The remains of this site have recently been preserved and renovated as part of the campus at the NAGB. The transformation of this historic lot into a sculpture garden and amphitheatre required the movement of centuries of the sedimentation of Bahamian life – earth, pottery shards, and all manner of everyday detritus from yesteryear gave way to the current site. The idea of healing is integral to the development of this space as it is now. Weeds are replaced by all indigenous species of plants, primarily pre-Columbian where possible, and the amphitheatre, Fiona’s Theatre—where some remains of what could be part of the African Hospital have been restore—is made possible through the healing of a family remembering a daughter taken too early. The National Art Gallery itself, in the former Villa Doyle, is a reclamation of a space built by Black Bahamian ancestors. Healing takes remembering as much as it does re-writing and re-thinking spaces.
Darchell Henderson, the artist for “Legacy” (2018) on Hospital Lane.

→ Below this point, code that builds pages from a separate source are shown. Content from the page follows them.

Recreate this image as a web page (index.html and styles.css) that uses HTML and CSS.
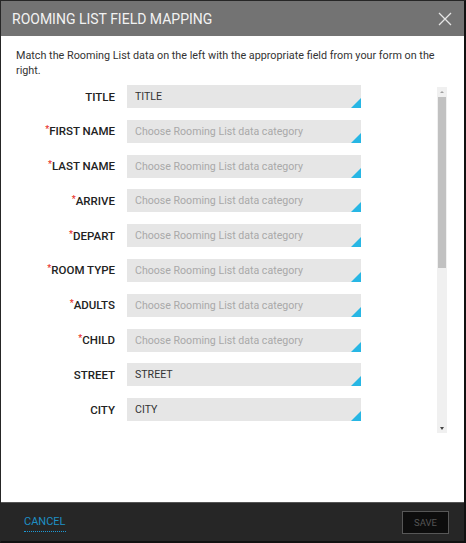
FILE: index.html
```html
<!DOCTYPE html>
<html>
<head>
  <meta charset="utf-8">
  <title>Rooming List Field Mapping</title>
  <link rel="stylesheet" href="styles.css">
</head>
<body>
  <div class="dialog">
    <div class="header">
      <h1>ROOMING LIST FIELD MAPPING</h1>
      <button class="close" aria-label="Close">
        <svg width="14" height="14" viewBox="0 0 14 14">
          <path d="M1 1 L13 13 M13 1 L1 13" stroke="#e6e6e6" stroke-width="1.3" fill="none"/>
        </svg>
      </button>
    </div>

    <div class="content">
      <p class="intro">Match the Rooming List data on the left with the appropriate field from your form on the right.</p>

      <div class="mapping">
        <div class="rows">
          <div class="row">
            <label>TITLE</label>
            <div class="field filled">TITLE</div>
          </div>
          <div class="row">
            <label><span class="req">*</span>FIRST NAME</label>
            <div class="field">Choose Rooming List data category</div>
          </div>
          <div class="row">
            <label><span class="req">*</span>LAST NAME</label>
            <div class="field">Choose Rooming List data category</div>
          </div>
          <div class="row">
            <label><span class="req">*</span>ARRIVE</label>
            <div class="field">Choose Rooming List data category</div>
          </div>
          <div class="row">
            <label><span class="req">*</span>DEPART</label>
            <div class="field">Choose Rooming List data category</div>
          </div>
          <div class="row">
            <label><span class="req">*</span>ROOM TYPE</label>
            <div class="field">Choose Rooming List data category</div>
          </div>
          <div class="row">
            <label><span class="req">*</span>ADULTS</label>
            <div class="field">Choose Rooming List data category</div>
          </div>
          <div class="row">
            <label><span class="req">*</span>CHILD</label>
            <div class="field">Choose Rooming List data category</div>
          </div>
          <div class="row">
            <label>STREET</label>
            <div class="field filled">STREET</div>
          </div>
          <div class="row">
            <label>CITY</label>
            <div class="field filled">CITY</div>
          </div>
        </div>

        <div class="scrollbar">
          <div class="arrow up"></div>
          <div class="thumb"></div>
          <div class="track"></div>
          <div class="arrow down"></div>
        </div>
      </div>
    </div>

    <div class="footer">
      <a class="cancel" href="#">CANCEL</a>
      <button class="save">SAVE</button>
    </div>
  </div>
</body>
</html>
```

FILE: styles.css
```css
body {
  margin: 0;
  font-family: Roboto, "Liberation Sans", sans-serif;
  background: #ffffff;
}

.dialog {
  width: 466px;
  height: 543px;
  box-sizing: border-box;
  border: 1px solid #262626;
  border-right: 2px solid #111;
  border-bottom: 2px solid #111;
  display: flex;
  flex-direction: column;
  background: #fff;
}

.header {
  height: 35px;
  background: #737373;
  display: flex;
  align-items: center;
  justify-content: space-between;
  padding: 0 12px 0 11px;
  flex-shrink: 0;
}

.header h1 {
  margin: 0;
  font-size: 14px;
  font-weight: 400;
  color: #f2f2f2;
}

.close {
  background: none;
  border: none;
  padding: 0;
  width: 14px;
  height: 14px;
  display: flex;
  cursor: pointer;
}

.content {
  flex: 1;
  padding: 12px 17px 0 15px;
  overflow: hidden;
}

.intro {
  margin: 0 0 7px 0;
  font-size: 10.8px;
  line-height: 15px;
  color: #333;
}

.mapping {
  display: flex;
  height: 348px;
}

.rows {
  flex: 1;
  overflow: hidden;
  display: flex;
  flex-direction: column;
  gap: 11.8px;
}

.row {
  display: flex;
  align-items: center;
  height: 23px;
  flex-shrink: 0;
}

.row label {
  width: 99px;
  text-align: right;
  font-size: 11.5px;
  font-weight: 500;
  color: #222;
  margin-right: 12px;
}

.req {
  color: #e8302a;
  font-size: 9px;
  vertical-align: top;
}

.field {
  position: relative;
  width: 234px;
  height: 23px;
  box-sizing: border-box;
  background: #e6e6e6;
  padding: 0 8px;
  display: flex;
  align-items: center;
  font-size: 10.6px;
  color: #a9a9a9;
}

.field.filled {
  color: #333;
}

.field::after {
  content: "";
  position: absolute;
  right: 0;
  bottom: 0;
  border-style: solid;
  border-width: 0 0 10px 10px;
  border-color: transparent transparent #27b6e4 transparent;
}

.scrollbar {
  width: 10px;
  margin-top: 2px;
  display: flex;
  flex-direction: column;
  background: #f0f0f0;
}

.arrow {
  height: 10px;
  position: relative;
}

.arrow::after {
  content: "";
  position: absolute;
  left: 3px;
  border-left: 2px solid transparent;
  border-right: 2px solid transparent;
}

.arrow.up::after {
  top: 4px;
  border-bottom: 2px solid #a0a0a0;
}

.arrow.down::after {
  top: 4px;
  border-top: 3px solid #444;
}

.thumb {
  height: 171px;
  background: #c1c1c1;
  margin: 0 1px;
}

.track {
  flex: 1;
}

.footer {
  height: 38px;
  flex-shrink: 0;
  background: #262626;
  border-top: 1px solid #555;
  display: flex;
  align-items: center;
  justify-content: space-between;
  padding: 0 15px 0 23px;
}

.cancel {
  color: #1e8fc5;
  font-size: 11px;
  text-decoration: none;
  padding-bottom: 3px;
  border-bottom: 1px dotted #1e9ad6;
  margin-top: 3px;
}

.save {
  width: 47px;
  height: 23px;
  background: #0d0d0d;
  border: 1px solid #575757;
  color: #555;
  font-family: Roboto, "Liberation Sans", sans-serif;
  font-size: 9.5px;
  padding: 0;
}
```
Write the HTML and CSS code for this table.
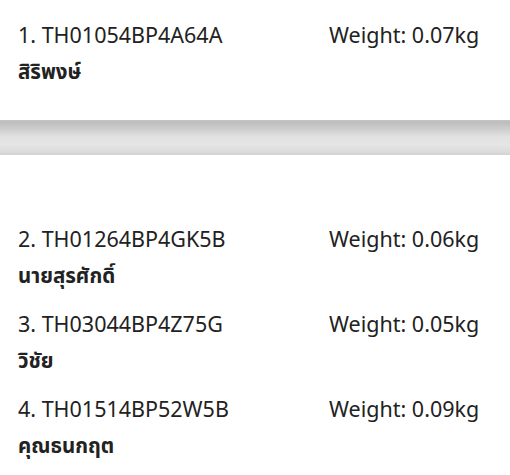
FILE: index.html
```html
<!DOCTYPE html>
<html lang="th">
<head>
<meta charset="utf-8">
<link rel="stylesheet" href="styles.css">
</head>
<body>
<div class="page">
  <section class="group group-first">
    <div class="item">
      <div class="code">1. TH01054BP4A64A</div>
      <div class="weight">Weight: 0.07kg</div>
      <div class="name">สิริพงษ์</div>
    </div>
  </section>
  <div class="divider"></div>
  <section class="group group-second">
    <div class="item">
      <div class="code">2. TH01264BP4GK5B</div>
      <div class="weight">Weight: 0.06kg</div>
      <div class="name">นายสุรศักดิ์</div>
    </div>
    <div class="item">
      <div class="code">3. TH03044BP4Z75G</div>
      <div class="weight">Weight: 0.05kg</div>
      <div class="name">วิชัย</div>
    </div>
    <div class="item">
      <div class="code">4. TH01514BP52W5B</div>
      <div class="weight">Weight: 0.09kg</div>
      <div class="name">คุณธนกฤต</div>
    </div>
  </section>
</div>
</body>
</html>
```

FILE: styles.css
```css
html, body {
  margin: 0;
  padding: 0;
  background: #ffffff;
}

.page {
  width: 510px;
  height: 475px;
  overflow: hidden;
  font-family: "Noto Sans", "Noto Sans Thai", "Leelawadee UI", sans-serif;
  color: #222222;
}

.group {
  display: flex;
  flex-direction: column;
  gap: 15px;
  padding-left: 18px;
}

.group-first {
  padding-top: 17px;
  height: 120px;
  box-sizing: border-box;
}

.group-second {
  padding-top: 66px;
}

.item {
  display: grid;
  grid-template-columns: 311px 1fr;
  grid-template-rows: 35px 35px;
}

.code,
.weight {
  font-size: 21.5px;
  line-height: 35px;
  white-space: nowrap;
}

.name {
  grid-column: 1 / 3;
  font-size: 20.5px;
  font-weight: 700;
  line-height: 38px;
  white-space: nowrap;
}

.divider {
  height: 35px;
  background: linear-gradient(to bottom,
    #c6c6c6 0,
    #bdbdbd 6%,
    #cfcfcf 28%,
    #e2e2e2 48%,
    #e5e5e5 70%,
    #dcdcdc 90%,
    #d2d2d2 100%);
}
```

This brings us to our third portrait on the mural. The young man looks like many modern-day Bahamians, but also contemporary African Americans, Jamaicans, Haitians, Bajans, Trinidadians. We in the Caribbean are this merging point of the world, and it shows in those who make up our population. Bahamians of African descent, Greek, Chinese, American, European, and all those migrations betwixt and between. Henderson wants us to not only consider our most recent personal histories, looking at our grandparents and great-grandparents but those who are our tenth-grands and those who first interacted with this land. “We mix up like conch salad! Don’t be so quick to neglect or turn a blind eye and think that the original Bahamians are not part of your history. We didn’t just have a migration from the West. The South came first.” Portraiture, especially busts and headshots, are a way to give the grandeur back to these faces, for Henderson, “I would put all of them on our dollar bills”. “This is where it started; it did not start with Milo Butler and Queen Elizabeth, these people were here first. We didn’t start with Queen Victoria.”
When asked what she wants viewers to walk away with, the answer is simple: “Pride.”